LAUSR

Abstract High-temperature material properties are the most important input parameters for the study of the fire resistance of steel structures. Meanwhile, the structural failure of steel structures might occur during compartment fires. This paper presents steady-state experiments on Q345 cold-formed steel (CFS) during the rising and falling temperature periods. The results show that whether in the rising or falling temperature periods, the material properties of Q345 CFS decrease as the load testing temperature increases. Meanwhile, the difference between the test results of the rising and falling temperature periods can not be ignored.
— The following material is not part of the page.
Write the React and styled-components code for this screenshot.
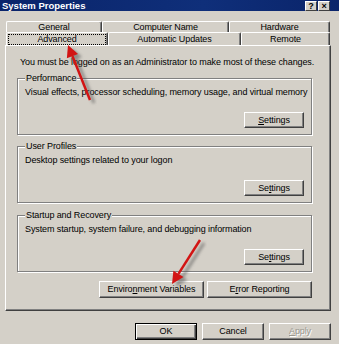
import React from "react";
import styled, { createGlobalStyle } from "styled-components";

const GlobalStyle = createGlobalStyle`
  body {
    margin: 0;
    background: #d4d0c8;
    font-family: "Liberation Sans", Arial, sans-serif;
    font-size: 9px;
    letter-spacing: -0.1px;
    color: #000;
  }
`;

const Window = styled.div`
  position: relative;
  width: 339px;
  height: 344px;
  overflow: hidden;
  background: #d4d0c8;
  display: flex;
  flex-direction: column;
`;

const TitleBar = styled.div`
  height: 11px;
  background: linear-gradient(90deg, #0a246a 0%, #0f2f7a 60%, #0a246a 100%);
  display: flex;
  align-items: flex-end;
  justify-content: space-between;
  padding: 0 9px 0 2px;
`;

const Title = styled.span`
  color: #fff;
  font-weight: bold;
  font-size: 9.5px;
  letter-spacing: 0;
  line-height: 11px;
`;

const TitleButtons = styled.div`
  display: flex;
  gap: 1px;
  align-self: flex-start;
  margin-top: 1px;
`;

const TitleButton = styled.div`
  width: 10px;
  height: 8px;
  background: #d4d0c8;
  border: 1px solid;
  border-color: #fff #404040 #404040 #fff;
  font-size: 9px;
  font-weight: bold;
  line-height: 8px;
  text-align: center;
`;

const TabStrip = styled.div`
  margin: 10px 0 0 6px;
  width: 324px;
`;

const TabRow = styled.div`
  display: flex;
  height: ${(p) => p.$h}px;
`;

const Tab = styled.div`
  box-sizing: border-box;
  width: ${(p) => p.$w}px;
  border-top: 1px solid #fff;
  border-left: 1px solid #fff;
  border-right: 1px solid #404040;
  box-shadow: inset -1px 0 #808080;
  border-radius: 2px 2px 0 0;
  display: flex;
  align-items: center;
  justify-content: center;
  line-height: 11px;
  padding: ${(p) => (p.$focus ? "1px 1px 0 1px" : "0")};
`;

const Focus = styled.div`
  flex: 1;
  align-self: stretch;
  border: 1px dotted #000;
  display: flex;
  align-items: center;
  justify-content: center;
`;

const Panel = styled.div`
  box-sizing: border-box;
  margin-left: 5px;
  width: 326px;
  height: 266px;
  border: 1px solid;
  border-color: #fff #404040 #404040 #fff;
  box-shadow: inset -1px -1px #808080;
  padding: 10px 18px 0 11px;
  display: flex;
  flex-direction: column;
`;

const Intro = styled.div`
  line-height: 13px;
  margin-left: 3px;
  white-space: nowrap;
`;

const Group = styled.div`
  box-sizing: border-box;
  height: 57px;
  margin-top: ${(p) => p.$top}px;
  border: 1px solid #808080;
  box-shadow: inset 1px 1px #fff, 1px 1px #fff;
  padding: 0 7px 6px 7px;
  display: flex;
  flex-direction: column;
`;

const Legend = styled.span`
  align-self: flex-start;
  margin-top: -7px;
  line-height: 13px;
  background: #d4d0c8;
  padding: 0 1px;
`;

const Desc = styled.div`
  line-height: 13px;
  margin-top: 1px;
  white-space: nowrap;
`;

const ButtonRow = styled.div`
  display: flex;
  justify-content: flex-end;
  gap: ${(p) => p.$gap || 0}px;
  margin-top: ${(p) => p.$top}px;
`;

const Button = styled.div`
  box-sizing: border-box;
  width: ${(p) => p.$w}px;
  height: ${(p) => p.$h || 16}px;
  border: 1px solid;
  border-color: ${(p) =>
    p.$default ? "#000" : "#fff #404040 #404040 #fff"};
  box-shadow: ${(p) =>
    p.$default
      ? "inset 1px 1px #fff, inset -1px -1px #404040, inset -2px -2px #808080"
      : "inset -1px -1px #808080"};
  display: flex;
  align-items: center;
  justify-content: center;
  line-height: 11px;
  color: ${(p) => (p.$disabled ? "#9a9890" : "#000")};
  text-shadow: ${(p) => (p.$disabled ? "1px 1px #fff" : "none")};
  white-space: nowrap;
`;

const Footer = styled.div`
  display: flex;
  justify-content: flex-end;
  gap: 5px;
  margin: 12px 8px 0 0;
`;

const Arrows = styled.svg`
  position: absolute;
  left: 0;
  top: 0;
  pointer-events: none;
`;

const groups = [
  { title: "Performance", text: "Visual effects, processor scheduling, memory usage, and virtual memory", key: "S", rest: "ettings", pre: "", top: 9 },
  { title: "User Profiles", text: "Desktop settings related to your logon", pre: "Se", key: "t", rest: "tings", top: 11 },
  { title: "Startup and Recovery", text: "System startup, system failure, and debugging information", pre: "Se", key: "t", rest: "tings", top: 12 },
];

function Arrow({ x1, y1, x2, y2 }) {
  const dx = x2 - x1;
  const dy = y2 - y1;
  const len = Math.hypot(dx, dy);
  const ux = dx / len;
  const uy = dy / len;
  const bx = x2 - ux * 12;
  const by = y2 - uy * 12;
  const px = -uy * 6;
  const py = ux * 6;
  const head = `${x2},${y2} ${bx + px},${by + py} ${bx - px},${by - py}`;
  return (
    <g>
      <g filter="url(#blur)" opacity="0.55">
        <line x1={x1 + 4} y1={y1 + 3} x2={bx + 4} y2={by + 3} stroke="#555" strokeWidth="3" />
        <polygon points={head} fill="#555" transform="translate(4 3)" />
      </g>
      <line x1={x1} y1={y1} x2={bx} y2={by} stroke="#d21414" strokeWidth="2.5" />
      <polygon points={head} fill="#d21414" />
    </g>
  );
}

export default function App() {
  return (
    <Window>
      <GlobalStyle />
      <TitleBar>
        <Title>System Properties</Title>
        <TitleButtons>
          <TitleButton>?</TitleButton>
          <TitleButton>×</TitleButton>
        </TitleButtons>
      </TitleBar>
      <TabStrip>
        <TabRow $h={11}>
          <Tab $w={96}>General</Tab>
          <Tab $w={127}>Computer Name</Tab>
          <Tab $w={101}>Hardware</Tab>
        </TabRow>
        <TabRow $h={13}>
          <Tab $w={102} $focus>
            <Focus>Advanced</Focus>
          </Tab>
          <Tab $w={133}>Automatic Updates</Tab>
          <Tab $w={89}>Remote</Tab>
        </TabRow>
      </TabStrip>
      <Panel>
        <Intro>You must be logged on as an Administrator to make most of these changes.</Intro>
        {groups.map((g) => (
          <Group key={g.title} $top={g.top}>
            <Legend>{g.title}</Legend>
            <Desc>{g.text}</Desc>
            <ButtonRow $top={13}>
              <Button $w={60}>
                {g.pre}
                <u>{g.key}</u>
                {g.rest}
              </Button>
            </ButtonRow>
          </Group>
        ))}
        <ButtonRow $top={9} $gap={3}>
          <Button $w={105} $h={17}>
            Enviro<u>n</u>ment Variables
          </Button>
          <Button $w={105} $h={17}>
            E<u>r</u>ror Reporting
          </Button>
        </ButtonRow>
      </Panel>
      <Footer>
        <Button $w={62} $h={17} $default>OK</Button>
        <Button $w={62} $h={17}>Cancel</Button>
        <Button $w={62} $h={17} $disabled>
          <u>A</u>pply
        </Button>
      </Footer>
      <Arrows width="339" height="344">
        <defs>
          <filter id="blur">
            <feGaussianBlur stdDeviation="1.5" />
          </filter>
        </defs>
        <Arrow x1={90} y1={100} x2={68} y2={45} />
        <Arrow x1={200} y1={240} x2={172} y2={284} />
      </Arrows>
    </Window>
  );
}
Under the same load testing temperatures, the differences in the elastic modulus reduction factors of Q345 CFS between the rising and falling temperature periods are within −0.16 to 0.057; meanwhile, the differences in the yield strength reduction factors between the rising and falling temperature periods are within −0.009 to 0.142. For the fire resistance design, if the material properties during the rising temperature period are used to replace those during the falling temperature period, the calculation results of the fire-induced deformation for Q345 CFS members may be conservative, but the corresponding high temperature bearing capacity will be over-predicted. In addition, the differences in the reduction factors of material properties for Q345 CFS caused by the maximum temperature are significantly lower than those for G550 CFS. Finally, a maximum temperature influence coefficient is introduced and unified expressions are put forward, which can be appropriately used to predict the material properties and stress-strain curves of Q345 CFS during full-range compartment fires.